» **PROMPT**: Exactly repeat all the records below, omitting the images they hold.

» **ROWS**:

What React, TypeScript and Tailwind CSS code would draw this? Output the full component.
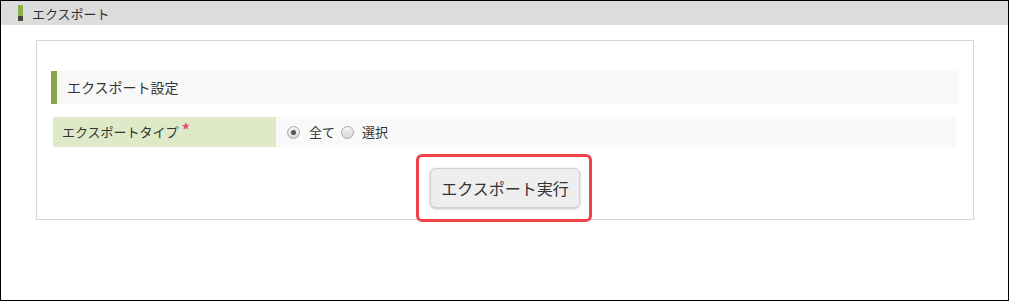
import React from "react";

const font = { fontFamily: '"Noto Sans CJK JP", "Noto Sans", sans-serif' };

function Radio({ checked = false }: { checked?: boolean }) {
  return (
    <span className="flex h-[13px] w-[13px] items-center justify-center rounded-full border border-[#a8a8a8] bg-gradient-to-b from-[#f4f4f4] to-[#d8d8d8]">
      {checked && <span className="h-[5px] w-[5px] rounded-full bg-[#555]" />}
    </span>
  );
}

export default function App() {
  return (
    <div
      className="box-border h-[301px] w-[1009px] border border-black bg-white text-[#333]"
      style={font}
    >
      <div className="flex h-[24px] items-center bg-[#dcdcdc]">
        <span className="ml-[17px] flex h-[16px] w-[5px] flex-col">
          <span className="h-[11px] bg-[#8ab04a]" />
          <span className="h-[5px] bg-[#3f4a3b]" />
        </span>
        <span className="ml-[9px] text-[13px] leading-none">エクスポート</span>
      </div>

      <div className="ml-[35px] mt-[15px] box-border h-[180px] w-[938px] border border-[#d6d6d6] px-[14px] pt-[30px]">
        <div className="flex h-[33px] items-center border-l-[6px] border-[#86a84a] bg-[#f8f8f8] pl-[10px] text-[14px]">
          エクスポート設定
        </div>

        <div className="ml-[2px] mr-[3px] mt-[13px] flex h-[30px] text-[13px]">
          <div className="flex w-[223px] items-center bg-[#dde9c7] pl-[9px]">
            エクスポートタイプ
            <span className="relative -top-[3px] ml-[3px] text-[16px] font-bold leading-none text-[#ec4a6e]">*</span>
          </div>
          <div className="flex flex-1 items-center bg-[#f9f9f9] pl-[11px]">
            <Radio checked />
            <span className="ml-[9px]">全て</span>
            <span className="ml-[6px]"><Radio /></span>
            <span className="ml-[8px]">選択</span>
          </div>
        </div>

        <div className="mt-[21px] flex justify-center">
          <div className="relative">
            <button className="h-[40px] w-[150px] rounded-[6px] border border-[#cfcfcf] bg-[#eeeeee] text-[16px] text-[#333] shadow-[0_1px_3px_rgba(0,0,0,0.25)]">
              エクスポート実行
            </button>
            <span className="pointer-events-none absolute -bottom-[14px] -left-[14px] -right-[12px] -top-[14px] rounded-[6px] border-[3px] border-[#f2434b]" />
          </div>
        </div>
      </div>
    </div>
  );
}
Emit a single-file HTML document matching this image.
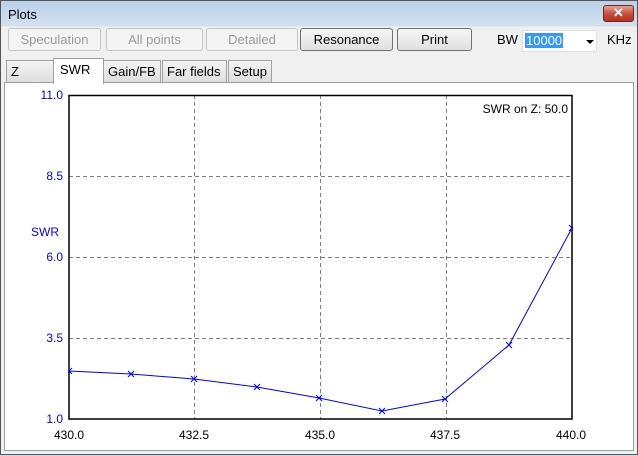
<!DOCTYPE html>
<html><head><style>
body{margin:0;width:638px;height:455px;overflow:hidden;background:#c9dcef;font-family:"Liberation Sans",sans-serif;font-size:13px;}
.win{position:absolute;left:0;top:0;width:638px;height:455px;background:linear-gradient(#b9d0e9,#d2e1f1 25px,#f0f0f0 26px);border:1px solid #555;box-sizing:border-box;}
.title{position:absolute;left:7px;top:6px;font-size:13px;color:#000;}
.close{position:absolute;left:602px;top:4px;width:31px;height:17px;border:1px solid #6b2a22;border-radius:3px;background:linear-gradient(#e8a394,#c9503c 50%,#b3321f);box-sizing:border-box;color:#fff;font-weight:bold;text-align:center;line-height:14px;font-size:13px;}
.btn{position:absolute;top:27px;height:23px;border:1px solid #adadad;border-radius:3px;box-sizing:border-box;background:linear-gradient(#f6f6f6,#e0e0e0);text-align:center;line-height:21px;font-size:13px;}
.dis{color:#9a9a9a;border-color:#c5c5c5;background:#f4f4f4;}
.en{border-color:#707070;color:#000;}
.tab{position:absolute;top:59px;height:22px;border:1px solid #a0a0a0;border-bottom:none;box-sizing:border-box;background:linear-gradient(#f4f4f4,#dedede);line-height:21px;padding-left:4px;font-size:13px;}
.panel{position:absolute;left:3px;top:81px;width:630px;height:369px;background:#fff;border:1px solid #a0a0a0;box-sizing:border-box;}
</style></head><body>
<div class="win">
<div class="title">Plots</div>
<div class="close">✕</div>
<div class="btn dis" style="left:7px;width:93px;">Speculation</div>
<div class="btn dis" style="left:105px;width:97px;">All points</div>
<div class="btn dis" style="left:205px;width:92px;">Detailed</div>
<div class="btn en" style="left:299px;width:93px;">Resonance</div>
<div class="btn en" style="left:396px;width:75px;">Print</div>
<div style="position:absolute;left:496px;top:31px;">BW</div>
<div style="position:absolute;left:521px;top:29px;width:75px;height:22px;background:#fff;border:1px solid #e0e0e0;box-sizing:border-box;"><span style="position:absolute;left:2px;top:2px;background:#3399ff;color:#fff;line-height:15px;padding:0 1px;">10000</span><span style="position:absolute;left:63px;top:9px;border-left:4px solid transparent;border-right:4px solid transparent;border-top:4px solid #000;"></span></div>
<div style="position:absolute;left:606px;top:31px;">KHz</div>
<div class="tab" style="left:5px;width:48px;">Z</div>
<div class="tab" style="left:102px;width:58px;">Gain/FB</div>
<div class="tab" style="left:161px;width:65px;">Far fields</div>
<div class="tab" style="left:227px;width:44px;">Setup</div>
<div class="panel"></div>
<div class="tab" style="left:52px;top:57px;width:51px;height:26px;background:#fff;border-color:#a0a0a0;padding-left:6px;z-index:2">SWR</div>
<svg style="position:absolute;left:0;top:0" width="638" height="455" font-family="Liberation Sans" font-size="12">
<g stroke="#808080" stroke-dasharray="4,3" stroke-width="1">
<line x1="193.5" y1="94" x2="193.5" y2="418"/><line x1="319.5" y1="94" x2="319.5" y2="418"/><line x1="445.5" y1="94" x2="445.5" y2="418"/>
<line x1="68" y1="175.5" x2="571" y2="175.5"/><line x1="68" y1="256.5" x2="571" y2="256.5"/><line x1="68" y1="337.5" x2="571" y2="337.5"/>
</g>
<rect x="68" y="94.5" width="503" height="323.5" fill="none" stroke="#000" stroke-width="1.5"/>
<polyline fill="none" stroke="#0000ff" stroke-width="1" points="68,370 130,373 193,378 256,386 318,397 381,410 444,398 508,344 571,227"/>
<g stroke="#0000ff" stroke-width="1">
<path d="M127,370l6,6M133,370l-6,6M190,375l6,6M196,375l-6,6M253,383l6,6M259,383l-6,6M315,394l6,6M321,394l-6,6M378,407l6,6M384,407l-6,6M441,395l6,6M447,395l-6,6M505,341l6,6M511,341l-6,6M568,224l4,4M568,230l4,-4M68,370l3,-3M68,370l3,3"/>
</g>
<g fill="#0000ff" text-anchor="end">
<text x="62" y="98">11.0</text><text x="62" y="179">8.5</text><text x="62" y="260">6.0</text><text x="62" y="341">3.5</text><text x="62" y="422">1.0</text>
<text x="58" y="235">SWR</text>
</g>
<g fill="#000" text-anchor="middle">
<text x="68" y="438">430.0</text><text x="193" y="438">432.5</text><text x="319" y="438">435.0</text><text x="444" y="438">437.5</text><text x="570" y="438">440.0</text>
</g>
<text x="567" y="112" text-anchor="end" fill="#000">SWR on Z: 50.0</text>
</svg>
</div>
</body></html>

» **RESULT OF THE EXERCISE**:
What React, TypeScript and Tailwind CSS code would draw this? Output the full component.
import React from "react";

const font = { fontFamily: '"Noto Sans CJK JP", "Noto Sans", sans-serif' };

function Radio({ checked = false }: { checked?: boolean }) {
  return (
    <span className="flex h-[13px] w-[13px] items-center justify-center rounded-full border border-[#a8a8a8] bg-gradient-to-b from-[#f4f4f4] to-[#d8d8d8]">
      {checked && <span className="h-[5px] w-[5px] rounded-full bg-[#555]" />}
    </span>
  );
}

export default function App() {
  return (
    <div
      className="box-border h-[301px] w-[1009px] border border-black bg-white text-[#333]"
      style={font}
    >
      <div className="flex h-[24px] items-center bg-[#dcdcdc]">
        <span className="ml-[17px] flex h-[16px] w-[5px] flex-col">
          <span className="h-[11px] bg-[#8ab04a]" />
          <span className="h-[5px] bg-[#3f4a3b]" />
        </span>
        <span className="ml-[9px] text-[13px] leading-none">エクスポート</span>
      </div>

      <div className="ml-[35px] mt-[15px] box-border h-[180px] w-[938px] border border-[#d6d6d6] px-[14px] pt-[30px]">
        <div className="flex h-[33px] items-center border-l-[6px] border-[#86a84a] bg-[#f8f8f8] pl-[10px] text-[14px]">
          エクスポート設定
        </div>

        <div className="ml-[2px] mr-[3px] mt-[13px] flex h-[30px] text-[13px]">
          <div className="flex w-[223px] items-center bg-[#dde9c7] pl-[9px]">
            エクスポートタイプ
            <span className="relative -top-[3px] ml-[3px] text-[16px] font-bold leading-none text-[#ec4a6e]">*</span>
          </div>
          <div className="flex flex-1 items-center bg-[#f9f9f9] pl-[11px]">
            <Radio checked />
            <span className="ml-[9px]">全て</span>
            <span className="ml-[6px]"><Radio /></span>
            <span className="ml-[8px]">選択</span>
          </div>
        </div>

        <div className="mt-[21px] flex justify-center">
          <div className="relative">
            <button className="h-[40px] w-[150px] rounded-[6px] border border-[#cfcfcf] bg-[#eeeeee] text-[16px] text-[#333] shadow-[0_1px_3px_rgba(0,0,0,0.25)]">
              エクスポート実行
            </button>
            <span className="pointer-events-none absolute -bottom-[14px] -left-[14px] -right-[12px] -top-[14px] rounded-[6px] border-[3px] border-[#f2434b]" />
          </div>
        </div>
      </div>
    </div>
  );
}
Emit a single-file HTML document matching this image.
<!DOCTYPE html>
<html><head><style>
body{margin:0;width:638px;height:455px;overflow:hidden;background:#c9dcef;font-family:"Liberation Sans",sans-serif;font-size:13px;}
.win{position:absolute;left:0;top:0;width:638px;height:455px;background:linear-gradient(#b9d0e9,#d2e1f1 25px,#f0f0f0 26px);border:1px solid #555;box-sizing:border-box;}
.title{position:absolute;left:7px;top:6px;font-size:13px;color:#000;}
.close{position:absolute;left:602px;top:4px;width:31px;height:17px;border:1px solid #6b2a22;border-radius:3px;background:linear-gradient(#e8a394,#c9503c 50%,#b3321f);box-sizing:border-box;color:#fff;font-weight:bold;text-align:center;line-height:14px;font-size:13px;}
.btn{position:absolute;top:27px;height:23px;border:1px solid #adadad;border-radius:3px;box-sizing:border-box;background:linear-gradient(#f6f6f6,#e0e0e0);text-align:center;line-height:21px;font-size:13px;}
.dis{color:#9a9a9a;border-color:#c5c5c5;background:#f4f4f4;}
.en{border-color:#707070;color:#000;}
.tab{position:absolute;top:59px;height:22px;border:1px solid #a0a0a0;border-bottom:none;box-sizing:border-box;background:linear-gradient(#f4f4f4,#dedede);line-height:21px;padding-left:4px;font-size:13px;}
.panel{position:absolute;left:3px;top:81px;width:630px;height:369px;background:#fff;border:1px solid #a0a0a0;box-sizing:border-box;}
</style></head><body>
<div class="win">
<div class="title">Plots</div>
<div class="close">✕</div>
<div class="btn dis" style="left:7px;width:93px;">Speculation</div>
<div class="btn dis" style="left:105px;width:97px;">All points</div>
<div class="btn dis" style="left:205px;width:92px;">Detailed</div>
<div class="btn en" style="left:299px;width:93px;">Resonance</div>
<div class="btn en" style="left:396px;width:75px;">Print</div>
<div style="position:absolute;left:496px;top:31px;">BW</div>
<div style="position:absolute;left:521px;top:29px;width:75px;height:22px;background:#fff;border:1px solid #e0e0e0;box-sizing:border-box;"><span style="position:absolute;left:2px;top:2px;background:#3399ff;color:#fff;line-height:15px;padding:0 1px;">10000</span><span style="position:absolute;left:63px;top:9px;border-left:4px solid transparent;border-right:4px solid transparent;border-top:4px solid #000;"></span></div>
<div style="position:absolute;left:606px;top:31px;">KHz</div>
<div class="tab" style="left:5px;width:48px;">Z</div>
<div class="tab" style="left:102px;width:58px;">Gain/FB</div>
<div class="tab" style="left:161px;width:65px;">Far fields</div>
<div class="tab" style="left:227px;width:44px;">Setup</div>
<div class="panel"></div>
<div class="tab" style="left:52px;top:57px;width:51px;height:26px;background:#fff;border-color:#a0a0a0;padding-left:6px;z-index:2">SWR</div>
<svg style="position:absolute;left:0;top:0" width="638" height="455" font-family="Liberation Sans" font-size="12">
<g stroke="#808080" stroke-dasharray="4,3" stroke-width="1">
<line x1="193.5" y1="94" x2="193.5" y2="418"/><line x1="319.5" y1="94" x2="319.5" y2="418"/><line x1="445.5" y1="94" x2="445.5" y2="418"/>
<line x1="68" y1="175.5" x2="571" y2="175.5"/><line x1="68" y1="256.5" x2="571" y2="256.5"/><line x1="68" y1="337.5" x2="571" y2="337.5"/>
</g>
<rect x="68" y="94.5" width="503" height="323.5" fill="none" stroke="#000" stroke-width="1.5"/>
<polyline fill="none" stroke="#0000ff" stroke-width="1" points="68,370 130,373 193,378 256,386 318,397 381,410 444,398 508,344 571,227"/>
<g stroke="#0000ff" stroke-width="1">
<path d="M127,370l6,6M133,370l-6,6M190,375l6,6M196,375l-6,6M253,383l6,6M259,383l-6,6M315,394l6,6M321,394l-6,6M378,407l6,6M384,407l-6,6M441,395l6,6M447,395l-6,6M505,341l6,6M511,341l-6,6M568,224l4,4M568,230l4,-4M68,370l3,-3M68,370l3,3"/>
</g>
<g fill="#0000ff" text-anchor="end">
<text x="62" y="98">11.0</text><text x="62" y="179">8.5</text><text x="62" y="260">6.0</text><text x="62" y="341">3.5</text><text x="62" y="422">1.0</text>
<text x="58" y="235">SWR</text>
</g>
<g fill="#000" text-anchor="middle">
<text x="68" y="438">430.0</text><text x="193" y="438">432.5</text><text x="319" y="438">435.0</text><text x="444" y="438">437.5</text><text x="570" y="438">440.0</text>
</g>
<text x="567" y="112" text-anchor="end" fill="#000">SWR on Z: 50.0</text>
</svg>
</div>
</body></html>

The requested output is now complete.